I remember the first time someone pointed out that evidence-based empirical scientific double-blind tested AMA supervised Western medicine is a belief system. Like other belief systems. Its credibility depends on a consensual notion of how to establish credibility. It has its own historical narrative that goes from experiment to discovery to correction to experiment to discovery—a little the way political history goes from war to treaty to imperial oppression to war… and so on.
The thing is, I thought at the time, most of the claims of medicine about anatomy, physiology, pathology, etc. are based on repeatable results. Objective verification. Proof. How can you argue with proof?
You don’t have to argue with it, came the unhurried response. But it might be useful to recognize its limits. It’s not that it’s wrong. Just limited. And biased. And closed to kinds of information that don’t submit to its particular kinds of verification.

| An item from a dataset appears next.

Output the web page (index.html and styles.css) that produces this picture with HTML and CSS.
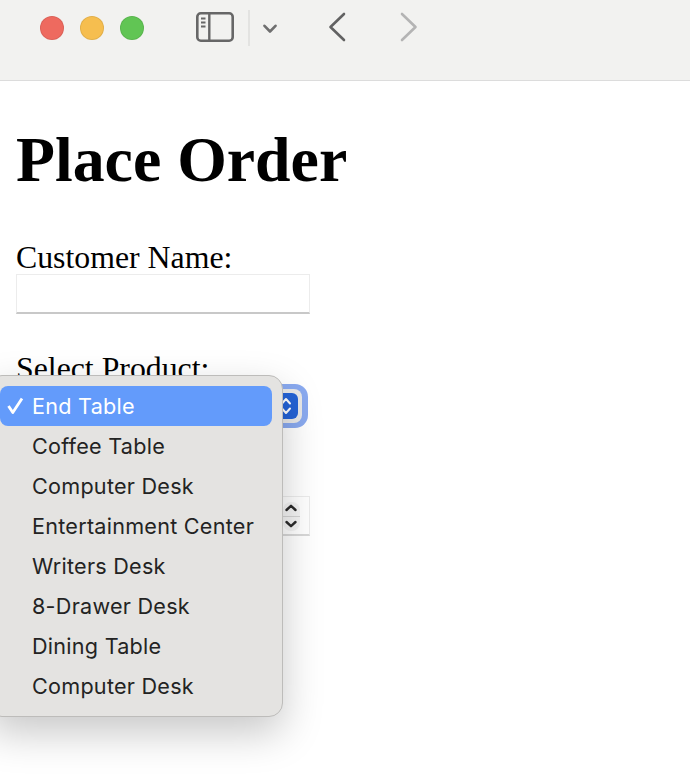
FILE: index.html
```html
<!DOCTYPE html>
<html lang="en">
<head>
    <meta charset="UTF-8">
    <meta name="viewport" content="width=device-width, initial-scale=1.0">
    <title>Place Order</title>
    <link rel="stylesheet" href="styles.css">
</head>
<body>
    <header class="titlebar">
        <div class="lights">
            <span class="light red"></span>
            <span class="light yellow"></span>
            <span class="light green"></span>
        </div>
        <svg class="sidebar-icon" width="38" height="30" viewBox="0 0 38 30" fill="none" stroke="#676767">
            <rect x="1.300" y="1.300" width="35.400" height="27.400" rx="3.500" stroke-width="2.600"/>
            <path d="M13.300 1.500V28.500" stroke-width="2.400"/>
            <path d="M5 6.500H9.500M5 10.500H9.500M5 14.500H9.500" stroke-width="1.800"/>
        </svg>
        <span class="divider"></span>
        <svg class="chevron" width="14" height="10" viewBox="0 0 14 10" fill="none" stroke="#6f6f6f" stroke-width="2.600" stroke-linecap="round" stroke-linejoin="round">
            <path d="M1.500 1.800L7 7.500L12.500 1.800"/>
        </svg>
        <svg class="nav-back" width="18" height="30" viewBox="0 0 18 30" fill="none" stroke="#626262" stroke-width="2.600" stroke-linecap="round" stroke-linejoin="round">
            <path d="M16 2L2.500 15L16 28"/>
        </svg>
        <svg class="nav-forward" width="18" height="30" viewBox="0 0 18 30" fill="none" stroke="#b4b4b4" stroke-width="2.600" stroke-linecap="round" stroke-linejoin="round">
            <path d="M2 2L15.500 15L2 28"/>
        </svg>
    </header>

    <main class="page">
        <h1>Place Order</h1>
        <form class="order-form">
            <label class="field-label" for="customer">Customer Name:</label>
            <input class="text-input" id="customer" type="text">

            <div class="field-label product-label">Select Product:</div>
            <div class="select-ring">
                <div class="select-box">
                    <span class="select-arrows">
                        <svg width="12" height="20" viewBox="0 0 12 20" fill="none" stroke="#fff" stroke-width="2" stroke-linecap="round" stroke-linejoin="round">
                            <path d="M2 7.500L6 3L10 7.500M2 12.500L6 17L10 12.500"/>
                        </svg>
                    </span>
                </div>
            </div>

            <div class="number-input">
                <span class="stepper">
                    <svg width="16" height="28" viewBox="0 0 16 28" fill="none" stroke="#2b2b2b" stroke-width="2.400" stroke-linecap="round" stroke-linejoin="round">
                        <path d="M3.500 8L8 3.800L12.500 8M3.500 20L8 24.200L12.500 20"/>
                    </svg>
                </span>
            </div>
        </form>

        <ul class="menu">
            <li class="menu-item selected">
                <svg class="check" width="18" height="18" viewBox="0 0 18 18" fill="none" stroke="#fff" stroke-width="2.800" stroke-linejoin="round">
                    <path d="M2.500 9L6.800 15.500L16 1.500"/>
                </svg>
                End Table
            </li>
            <li class="menu-item">Coffee Table</li>
            <li class="menu-item">Computer Desk</li>
            <li class="menu-item">Entertainment Center</li>
            <li class="menu-item">Writers Desk</li>
            <li class="menu-item">8-Drawer Desk</li>
            <li class="menu-item">Dining Table</li>
            <li class="menu-item">Computer Desk</li>
        </ul>
    </main>
</body>
</html>
```

FILE: styles.css
```css
html, body {
    margin: 0;
    height: 100%;
    overflow: hidden;
    background: white;
}
.titlebar {
    display: flex;
    align-items: flex-start;
    box-sizing: border-box;
    height: 81px;
    padding-left: 40px;
    background: #f2f2f0;
    border-bottom: 1px solid #dcdcdc;
}
.lights {
    display: flex;
    gap: 16px;
    margin-top: 16px;
}
.light {
    box-sizing: border-box;
    width: 24px;
    height: 24px;
    border-radius: 50%;
    border: 1px solid rgba(0,0,0,0.08);
}
.red { background: #ee6a5f; }
.yellow { background: #f6be4f; }
.green { background: #61c554; }
.sidebar-icon {
    margin: 12px 0 0 52px;
}
.divider {
    width: 2px;
    height: 36px;
    margin: 10px 0 0 14px;
    background: #e3e3e1;
}
.chevron {
    margin: 24px 0 0 13px;
}
.nav-back {
    margin: 12px 0 0 51px;
}
.nav-forward {
    margin: 12px 0 0 54px;
}
.page {
    position: relative;
    padding: 42px 16px 0;
    font-family: "Liberation Serif", "Times New Roman", serif;
    color: black;
}
h1 {
    margin: 0;
    font-size: 63.8px;
    line-height: 74px;
    font-weight: bold;
}
.order-form {
    display: flex;
    flex-direction: column;
    align-items: flex-start;
    margin-top: 44px;
}
.field-label {
    font-size: 31.8px;
    line-height: 33px;
}
.text-input {
    box-sizing: border-box;
    width: 294px;
    height: 40px;
    padding: 0;
    background: white;
    border: 1px solid #ececec;
    border-bottom: 2px solid #c8c8c8;
    border-radius: 0;
}
.product-label {
    margin-top: 38px;
}
.select-ring {
    box-sizing: border-box;
    width: 292px;
    height: 44px;
    margin-top: -1px;
    padding: 5px 6px 5px 5px;
    background: #8aaaf0;
    border-radius: 13px;
}
.select-box {
    display: flex;
    justify-content: flex-end;
    box-sizing: border-box;
    height: 34px;
    padding: 4px;
    background: #e9e9e9;
    border-radius: 8px;
}
.select-arrows {
    display: flex;
    align-items: center;
    justify-content: center;
    width: 25px;
    height: 26px;
    background: #2463d6;
    border-radius: 6px;
}
.number-input {
    display: flex;
    justify-content: flex-end;
    align-items: center;
    box-sizing: border-box;
    width: 294px;
    height: 40px;
    margin-top: 68px;
    padding-right: 9px;
    background: white;
    border: 1px solid #ececec;
    border-bottom: 2px solid #d8d8d8;
}
.stepper {
    display: flex;
    box-sizing: border-box;
    width: 17px;
    height: 29px;
    margin-top: 1px;
    background: linear-gradient(#f4f4f4 0 49%, #d4d4d4 49% 53%, #f4f4f4 53%);
    border-radius: 8px;
}
.menu {
    position: absolute;
    top: 294px;
    left: -12px;
    box-sizing: border-box;
    width: 295px;
    height: 342px;
    margin: 0;
    padding: 10px 10px 0 11px;
    list-style: none;
    background: #e4e3e1;
    border: 1px solid #bdbcba;
    border-radius: 14px;
    box-shadow: 0 16px 40px rgba(0,0,0,0.22);
    font-family: Inter, "Noto Sans", sans-serif;
    font-size: 21.6px;
    letter-spacing: 0.25px;
    color: #232323;
}
.menu-item {
    position: relative;
    height: 40px;
    line-height: 40px;
    padding-left: 32px;
    border-radius: 8px;
}
.selected {
    background: #639bfb;
    color: white;
}
.check {
    position: absolute;
    left: 6px;
    top: 11px;
}
```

So here’s what it leaves out. Anecdotal evidence. Anecdote. Story. It happened to one guy. But that’s not enough. So that guy doesn’t matter. Or it happened to a number of people, but not in close enough proximity to legitimate a study. Or it happened to a whole tribe, but the shamans provide no documentation and they use peyote and wear feathers. Or it happened to a lot of people—near-death experiences, say, or faith healings or spontaneous remissions or fourth-stage ovarian cancer that disappeared with a drastic change in diet. But those people are refusing tested drugs and going to renegade practitioners and taking immoral and arguably illegal risks with their own or their families’ well-being and we don’t support that.
It’s possible to be grateful for conventional North American medicine—antibiotics, surgery, endoscopes and MRIs and pacemakers and hip replacements—and still be dismayed by its self-imposed limits. I wish medical schools included serious study of nutrition and food systems, including vigorous critical scrutiny of pesticides, GMOs, soil contamination, factory farm runoff, and the economic system that creates food deserts. I wish they opened space for more conversation about other medical traditions—Ayurvedic or Chinese or Tibetan or South American, spiritual or shamanistic or naturopathic or osteopathic or psycho-spiritual. I wish they included a course on evidence and epistemology—how we think about observation, measurement, intuition, evidence, oddball exceptions to the rule, paradigm shifts, paranormal occurrences, and possibility.
The students I’ve met in med schools are among the best I’ve ever encountered—motivated, thoughtful, generous, eager to serve, curious, compassionate. I wish for them the courage to keep the door open to alternative possibilities—at least a crack. That’s where the light gets in.